There is considerable evidence that modern nations are connected with earlier ethnic categories and communities and are created out of pre-existing origin myths, ethnic cultures and shared memories; and that those nations with a vivid, widespread sense of an ethnic past, are likely to be more unified and distinctive than those which lack that sense.

(Smith, 1996: 385)
Debates rage on the topic of the ‘ethnic’ and the ‘civic’ in nationalist discourses. For Ignatieff (1994) the appeal of civic nationalism is obvious, rejecting as it does any appeal to the ‘who and what’ of the citizens found within its territory – more important is a common belief in agreed political practices and values. For Smith (1996) this is somewhat illusionary because you cannot escape the fact that the ‘ethnic past’ is a vital element for even the most ‘modern’ of nations and indeed those without, or denying, this past will ultimately become undone in denial. But where do these discussions begin? A common starting point for discussing the ethnic-linguistic and civic-political distinction is the work of historians such as Friedrich Meinecke (1907) and Hans Kohn (1944). In his influential work, Meinecke made an important distinction between what he termed ‘cultural nations’ and ‘political nations’ – the former having common ‘cultural heritage’ and the latter having a shared ‘political history and constitution’. For Kohn (1944), a useful distinction was to be drawn between ‘Eastern’ and ‘Western’ nationalisms with the dividing line being the river Rhine.
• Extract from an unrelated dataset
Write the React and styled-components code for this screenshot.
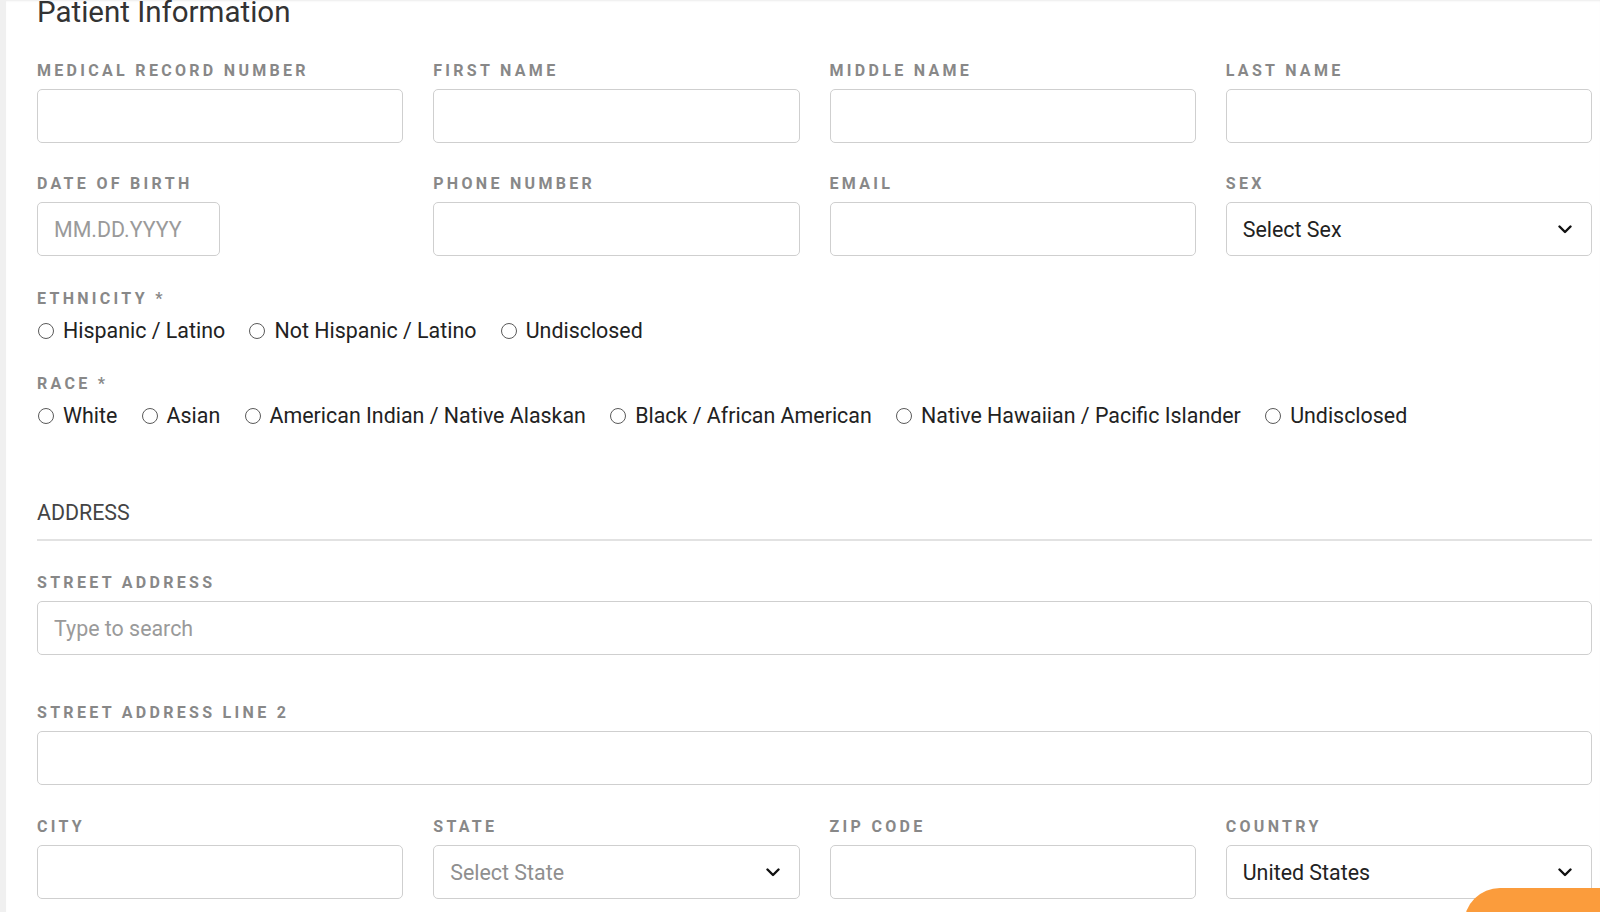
import React from "react";
import styled, { createGlobalStyle } from "styled-components";

const Global = createGlobalStyle`
  html, body { margin: 0; padding: 0; background: #f0f0f0; }
  body { font-family: Roboto, "Liberation Sans", Arial, sans-serif; overflow: hidden; }
  * { box-sizing: border-box; }
`;

const Shell = styled.div`
  display: flex;
  min-height: 912px;
  padding-left: 6px;
`;

const Panel = styled.main`
  flex: 1;
  background: #fff;
  padding: 0 8px 0 31px;
  box-shadow: inset 0 2px 2px -1px rgba(0, 0, 0, 0.08);
  overflow: hidden;
`;

const Title = styled.h1`
  margin: -4px 0 33px;
  font-size: 29.5px;
  line-height: 32px;
  font-weight: 400;
  color: #333;
`;

const Grid = styled.div`
  display: grid;
  grid-template-columns: repeat(4, 1fr);
  column-gap: 30px;
  row-gap: 31px;
`;

const Field = styled.div`
  display: flex;
  flex-direction: column;
  margin-bottom: ${(p) => p.$mb || 0}px;
`;

const Label = styled.label`
  display: block;
  font-size: 16px;
  line-height: 20px;
  font-weight: 700;
  letter-spacing: 3.3px;
  text-transform: uppercase;
  color: #888;
  margin-bottom: ${(p) => (p.$tight ? 10 : 8)}px;
  white-space: nowrap;
`;

const Input = styled.input`
  width: ${(p) => (p.$narrow ? "50%" : "100%")};
  height: 54px;
  border: 1.5px solid #cfcfcf;
  border-radius: 5px;
  padding: 0 16px;
  font-family: inherit;
  font-size: 21.4px;
  color: #222;
  background: #fff;
  outline: none;
  &::placeholder { color: #9a9a9a; }
`;

const SelectBox = styled.div`
  width: 100%;
  height: 54px;
  border: 1.5px solid #cfcfcf;
  border-radius: 5px;
  padding: 0 19px 0 16px;
  display: flex;
  align-items: center;
  justify-content: space-between;
  font-size: 21.4px;
  color: ${(p) => (p.$placeholder ? "#8f8f8f" : "#222")};
  background: #fff;
`;

const Section = styled.section`
  margin-top: ${(p) => p.$mt}px;
`;

const RadioRow = styled.div`
  display: flex;
  align-items: center;
  height: 24px;
  gap: 23.3px;
`;

const RadioOption = styled.label`
  display: flex;
  align-items: center;
  gap: 9px;
  font-size: 21.4px;
  line-height: 24px;
  color: #222;
  white-space: nowrap;
`;

const RadioDot = styled.input.attrs({ type: "radio" })`
  appearance: none;
  -webkit-appearance: none;
  width: 16px;
  height: 16px;
  margin: 0 0 1px 1px;
  border: 1px solid #5a5a5a;
  border-radius: 50%;
  background: #fff;
`;

const SectionHead = styled.h2`
  margin: 73px 0 32px;
  padding-bottom: 14px;
  border-bottom: 2px solid #e2e2e2;
  font-size: 21.4px;
  line-height: 24px;
  font-weight: 400;
  color: #444;
  text-transform: uppercase;
`;

const Fab = styled.button`
  position: fixed;
  left: 1464px;
  top: 888px;
  width: 220px;
  height: 72px;
  border: none;
  border-radius: 36px;
  background: #fb9c3c;
`;

const Chevron = () => (
  <svg width="14" height="9" viewBox="0 0 14 9" fill="none">
    <polyline points="1.5,1.5 7,7 12.5,1.5" stroke="#111" strokeWidth="2.4" strokeLinecap="round" strokeLinejoin="round" />
  </svg>
);

const Select = ({ value, placeholder }) => (
  <SelectBox $placeholder={placeholder}>
    <span>{value}</span>
    <Chevron />
  </SelectBox>
);

const Radios = ({ name, options }) => (
  <RadioRow>
    {options.map((o) => (
      <RadioOption key={o}>
        <RadioDot name={name} />
        {o}
      </RadioOption>
    ))}
  </RadioRow>
);

export default function App() {
  return (
    <>
      <Global />
      <Shell>
        <Panel>
          <Title>Patient Information</Title>
          <Grid>
            <Field>
              <Label>Medical Record Number</Label>
              <Input />
            </Field>
            <Field>
              <Label>First Name</Label>
              <Input />
            </Field>
            <Field>
              <Label>Middle Name</Label>
              <Input />
            </Field>
            <Field>
              <Label>Last Name</Label>
              <Input />
            </Field>
            <Field>
              <Label>Date of Birth</Label>
              <Input $narrow placeholder="MM.DD.YYYY" />
            </Field>
            <Field>
              <Label>Phone Number</Label>
              <Input />
            </Field>
            <Field>
              <Label>Email</Label>
              <Input />
            </Field>
            <Field>
              <Label>Sex</Label>
              <Select value="Select Sex" />
            </Field>
          </Grid>

          <Section $mt={33}>
            <Label $tight>Ethnicity *</Label>
            <Radios name="eth" options={["Hispanic / Latino", "Not Hispanic / Latino", "Undisclosed"]} />
          </Section>
          <Section $mt={31}>
            <Label $tight>Race *</Label>
            <Radios
              name="race"
              options={[
                "White",
                "Asian",
                "American Indian / Native Alaskan",
                "Black / African American",
                "Native Hawaiian / Pacific Islander",
                "Undisclosed",
              ]}
            />
          </Section>

          <SectionHead>Address</SectionHead>
          <Field $mb={48}>
            <Label>Street Address</Label>
            <Input placeholder="Type to search" />
          </Field>
          <Field $mb={32}>
            <Label>Street Address Line 2</Label>
            <Input />
          </Field>
          <Grid>
            <Field>
              <Label>City</Label>
              <Input />
            </Field>
            <Field>
              <Label>State</Label>
              <Select value="Select State" placeholder />
            </Field>
            <Field>
              <Label>Zip Code</Label>
              <Input />
            </Field>
            <Field>
              <Label>Country</Label>
              <Select value="United States" />
            </Field>
          </Grid>
        </Panel>
      </Shell>
      <Fab aria-label="Save" />
    </>
  );
}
To the West of this river was a kind of nationalism that displayed qualities of being both rationalistic and voluntaristic in nature, whilst to the east was a nationalism that was much more deterministic and organic. Such early work set the tone for more recent debates, many of which still tend to offer generalised caricatures rather than substance and specifics: it is regularly, and lazily, asserted that ethnic nationalism is associated with xenophobic attitudes and exclusionary policies, as well as violence when required, and civic nationalism is associated with highly liberal states who actively encourage the integration of new members with appeals to humanistic and universal values. Is it really this simple?